Es gibt hier eine starke Präsenz von Dichter(inne)n aus Leipzig, die am Deutschen Literaturinstitut studieren: Die Gedichte von Sandra Burkhardt, die sich sehr subtil Petrarcas Liebesdichtung anverwandeln, oder Katja Sophia Ditzlers Poem „ich destilliere fluide für den heiligen gral“, das seine lyrische Suchbewegung in ungewohnter Manier skaliert, sind nur zwei kleine Höhepunkte in diesem Feld starker lyrischer Novizen.

4) Das politische Gedicht ist wieder da, notiert lakonisch die Co-Herausgeberin Ulrike Almut Sandig: „ – aber unter neuen Vorzeichen.“ Das Kapitel „Völkerball“ versammelt zum Beispiel Gedichte, die auf die Flucht- und Migrationsbewegungen unserer Gegenwart reagieren. Dagmara Kraus folgt den „flüchtigen Wörtern“ in die Fremde, die Ent-heimatung vollzieht sich hier als Ausbruchsbewegung in die Mehr- und Vielsprachigkeit – eine polylinguale Poesie entsteht. Achim Wagner protokolliert die politischen Erdbeben am Bosporus, Alexandru Bulucz rekonstruiert ein „Chemnitzer Klagelied“, „gesungen am 18. Juli 2006 vor türkischen Putschisten, flüchtigen Briten, ertrunkenen Flüchtlingen und Lenin mit Bart (Karl Marx)“. Gegen gelegentliche gesinnungsästhetische Schwerfälligkeit in diesen Grenzgängen zwischen Poesie und Politik hilft dann der leichtfüßige „letzte hasenkassiber“ von Ulf Stolterfoht, der sich mit heiteren Selbstbezichtigungen seines lyrischen Ichs („ich bin ein kleiner scheißer./ kopfheister richtung quälmeister. problem: quälmeister mehr / so in der theorie. praktisch eigentlich nie.“) langsam vortastet zu einem „schlüssel zum zauber der wörter“.

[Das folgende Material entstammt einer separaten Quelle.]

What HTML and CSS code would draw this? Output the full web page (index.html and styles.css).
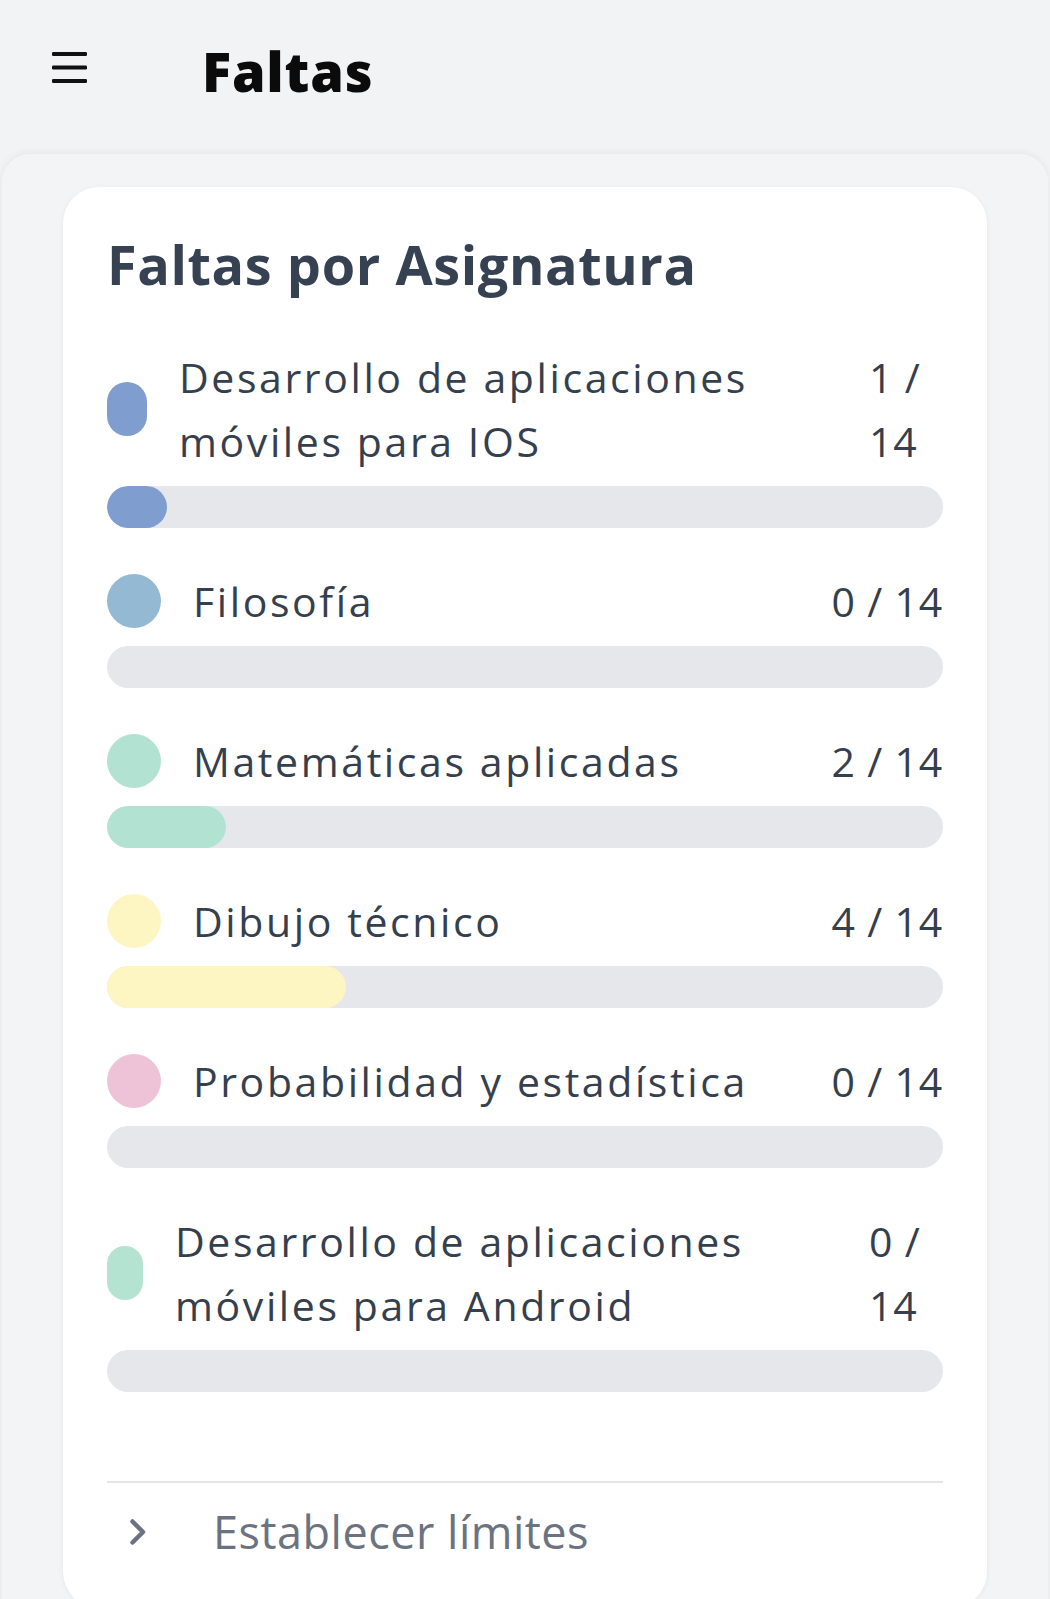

5) „Ganz kleine Verschiebungen“ im System Lyrik seien die einzigen Fortschritte, die ein Dichter mit der Ambition der absoluten Modernität zustande bringen könne, hat Ernst Jandl einmal gesagt. In etlichen Gedichten des aktuellen Jahrbuchs der Lyrik sind diese kleinen Verschiebungen zu spüren. Aber auch die Töne aus versunkenen Epochen sind zu hören – etwa in dem Benn-Sound, den Michael Wildenhain anstimmt oder in der rilkeanischen Virtuosität von Kornelia Koepsell, die ein Liebespaar im Park beobachtet: „Gäb es nicht die Dämmerung, die heimlich / von hinten her das grüne Reich durchtränkt /mit einem faden Gelb. Schon ist das frisch/ gewesene Gesicht der Braut verblüht. / Die Blätter krümmen sich, vom Tod versengt, / und durch die Zweige rauscht das alte Lied.“
Aber wenn man nun in diesem aktuellen Jahrbuch auf die Suche gehen will, „nach einem deutschen Gegenwartsgedicht, auf das man stolz sein kann“, wie das Matthias Politycki im Jahrbuch 2005 tat – wo wird man fündig? Mindestens an drei Orten: Bei der Golgatha-Szene etwa („Karfreitag“), die Dieter Schönecker in die fundamentale Existenzfrage münden lässt („warum hast du uns verlassen? wer wollte uns beneiden?/ dann riss der himmel auf. jetzt weißt Du, wie wir leiden.“); bei dem zwischen Mörike-Schwermut, hohem Stefan George-Ton und Barock-Deutsch changierenden Kindheits-Poem von Michael Lentz, das die offenen Grenzen zwischen Erinnern und Vergessen auslotet. Und, nicht zuletzt, bei den Bildgedichten von Uljana Wolf, verfasst im Modus eines Stenogramms: „ – der mond am zungendunkel – schwieg sich aus...“



Christoph Buchwald / Ulrike Almut Sandig (Hrsg.): Jahrbuch der Lyrik 2017. Frankfurt a. M. (Schöffling & Co.) 2017, 232 Seiten, 22,00 Euro.